Um decreto da Presidência da República que exige ordem judicial para que conteúdos considerados impróprios ou inverídicos sejam retirados das redes sociais está gerando indignação entre especialistas. A minuta expedida pelo governo muda a regulamentação do Marco Civil da Internet (Lei 12.965/14), o que, de antemão, já seria irregular. “Uma lei só pode ser alterada por outra lei e não por decreto. O presidente está promovendo uma mudança radical no Marco Civil que jamais poderia acontecer por meio de um decreto”, argumenta Flávia Lefèvre, advogada especializada em direito digital e do consumidor, representante do coletivo Intervozes e da Coalizão Direitos na Rede.

Lefèvre lembrou também que, para alterar o Marco Civil, a lei determina a participação do CGI (Comitê do Marco Gestor da Internet), que sequer foi ouvido para o decreto. “A previsão de que qualquer conteúdo para ser removido demande uma ordem judicial não é compatível com a dinâmica do uso da Internet, pois as coisas se espalham pelas redes muito rapidamente”, completou a advogada.

Rafael Pellon, advogado especializado em direito digital, sócio do escritório Pellon de Lima Advogados,  concorda sobre a necessidade de a minuta ser discutida no Congresso, e também lembrou a velocidade das informações nas redes comparada à lentidão do Judiciário. “O decreto diz que as redes não são juízes, mas a frequente demora da Justiça, numa rede social, pode fazer a publicação crescer de forma exponencial em abrangência.
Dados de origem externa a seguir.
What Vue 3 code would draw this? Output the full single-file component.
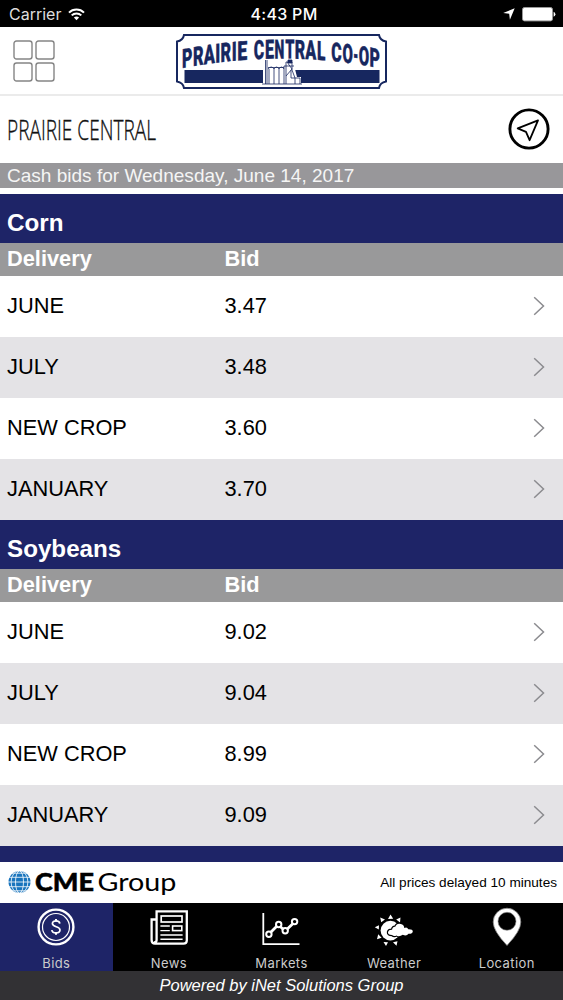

Se for para ser assim, temos que antes preparar o Judiciário para absorver esta demanda, treinando juízes, com varas específicas, para que estes casos sejam julgados mais rapidamente”, diz, em conversa com Mobile Time.

Lefèvre ressalta que as empresas têm liberdade para estabelecerem regras para remoção de conteúdos, regras que só não podem ser ilegais, ou seja, devem estar de acordo com a Constituição. Porém, a proposta do decreto tenta criar uma regra invertendo toda a lógica do Marco Civil da Internet ao propor que as empresas só possam remover conteúdos com expressa ordem judicial.

Questão política

Durante um evento no Palácio do Planalto no início de maio, o presidente Jair Bolsonaro, em pronunciamento, afirmou que ele e seus seguidores são frequentemente perseguidos pelas redes sociais, e ameaçou alterar o Marco Civil da Internet.

“O presidente que mais foi desmentido nas redes sociais foi o atual. Este decreto mais parece uma peça de propaganda de ideologia”, comenta Pellon.

Daphne Keller, diretora do Programa de Regulação de Plataformas do Centro de Cyber Policy de Stanford, deixou uma reflexão importante, durante o Ciclo de Conferências sobre Regulação de Plataformas, promovido nesta quinta-feira, 20, pelo CGI.br: “Nos Estados Unidos, a regulação de plataformas é vista dentro dos direitos políticos. Esta discussão é mundial: quem tem o poder de gerenciar e decidir sobre o que podemos ou não ver? Você gostaria de estar num mundo em que todo o conteúdo pudesse estar disponibilizado, sem cortes, sem exceção, com pornografia, notícias falsas etc? Este é um mundo que ninguém quer viver, nem mesmo os políticos”.